“Social media companies have a massive responsibility in all of this,”: How Ireland plans to stop online female-targeted sexism in new legislation

Trudy Feenane

Social media platforms will be held accountable for their role in the spread of antifeminist and sexist material online for the first time under new national legislation. 

The Online Safety and Media Regulation Bill, which was published by the government in January 2020, proposes an Online Safety Commissioner as part of a wider Media Commission to impose strict online safety codes to “tackle the availability of harmful content”.

Dr Debbie Ging, an Associate Professor in the School of Communications at Dublin City University, is one such academic that will be informing the proposals for the bill on harmful misogynistic content, which is content that holds a strong prejudice against women.

“Making social media platforms answerable to national laws will be key in terms of curbing the spread of digital hate and harm, [my submission] is envisaged as a key responsibility of the Online Safety Commissioner,” Dr Ging said.

The submission, which is led by the Institute for Future Media, Democracy and Society (FuJo) and the National Anti-Bullying Centre, both of which Dr Ging is a member of, will inform the practices to be observed by online platforms to ensure harmful misogynistic content is prohibited. 

Misogynistic abuse is defined as “harmful communications” under the recently passed Harassment, Harmful Communications and Related Offences Act 2020; an important advancement, according to Dr Ging. 

Dr Ging’s submission is led by her current research which is concerned with articulations of gender on social media. She focuses particularly on online misogyny, antifeminism and men’s rights activists. These interest groups associate themselves with an umbrella term known as the manosphere. 

In her journal article, Alphas, Betas, and Incels: Theorizing the Masculinities of the Manosphere – which belongs to a wider journal of works called Men and Masculinities which Dr Ging acts as the Irish editor for – she explains how this online phenomenon is notable for its extreme misogyny. 

She also notes how social media platforms have a huge responsibility in aiding the establishment and interconnectedness of these organisations on blogs, forums and online communities.

Their discursive tone and modus operandi has changed substantially since: “Their whole interest shifted over this transition from pre-internet to internet to Web 2.0, from a kind of collective politics where they would be signing petitions and the focus was all about divorce, custody and family structures.

“When it shifted onto the internet the whole discourse completely changed, it became so individualised.. It became very personalised and vicious,” Dr Ging said.

Why have the defining factors of men’s rights activism changed since the establishment of social media?

Dr Ging attributes a lot of the reasons for this to the technological affordances of social media. The speed, anonymity, algorithm, hyperlinking and echo chamber functions have given these groups systematic tools to recruit others members and to collude with alt-right ideologies.

This creates an “outsized presence” which is unreflective of the actual size of the community, as she explains in her journal article:

“Echo chambers are formed which are technologically facilitated and are particularly conducive to these communities because they often feel hated or disaffected by the outside world..Then you have algorithms which are deliberately amplifying certain ideas.

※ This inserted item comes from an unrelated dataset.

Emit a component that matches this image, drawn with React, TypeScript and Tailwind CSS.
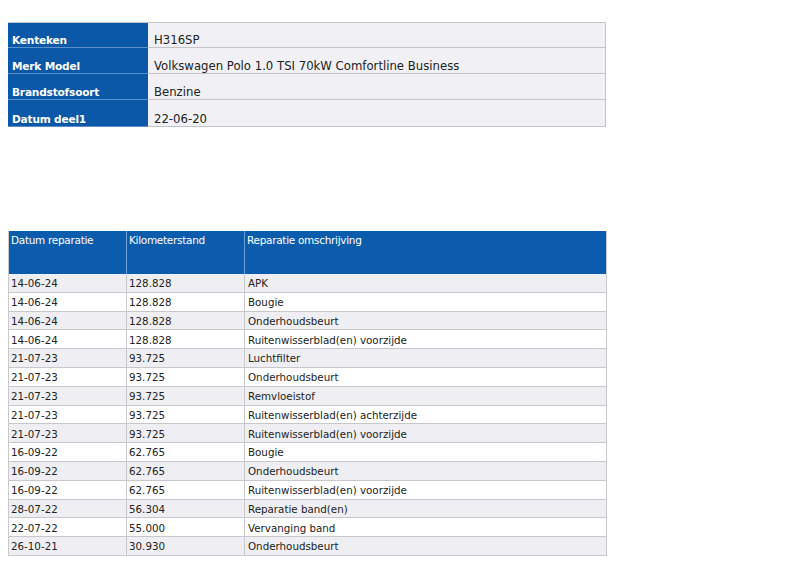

“There’s a sense of superiority and technology facilitates that. Social media companies have a massive responsibility in all of this, massive.”

The legislative bill states that it will set Ireland apart as one of the first countries to disable the self-regulated system that social media platforms have become synonymous with. By enforcing compliance measures and sanction powers, online platforms will be penalised for non-compliance through financial sanctions or the blocking of access to their site in Ireland. 

Dr Ging believes this bill is a step in the right direction in immobilising the perpetuation of harmful misogynistic content. A particularly promising aspect of this bill is its indication to promote educational initiatives and public information campaigns in a bid to educate the public on matters relating to online safety. 

“Cyber safety education needs to take more account of the specific forms that digital abuse takes such as misogyny, racism, transphobia and homophobia,” Dr Ging said. 

The unpoliced nature of misogynistic material online to date has allowed their mode of thought and associated terminology to become mainstream.

What once existed in niche pockets of online forums like Reddit and 4chan is now available for “your average 15-year-old to start engulfing” Dr Ging said, adding: “It seems to me that social media companies are more powerful than our government. The tech oligarchs really see themselves as the new world order leaders, way above the power and remits of national government.”

This became especially relevant in the wake of Donald Trump’s presidential election, where antifeminism groups were propelled into the mainstream alongside anonymous bot accounts posting harmful material.

While social media regulators had the power to police these accounts and ban them, they made little effort to do so, Dr Ging said.

With national legislation due to be enforced to make these platforms answerable for their role in the spread of misogynistic content, a new era of accountability begins, with Ireland to the forefront of the process.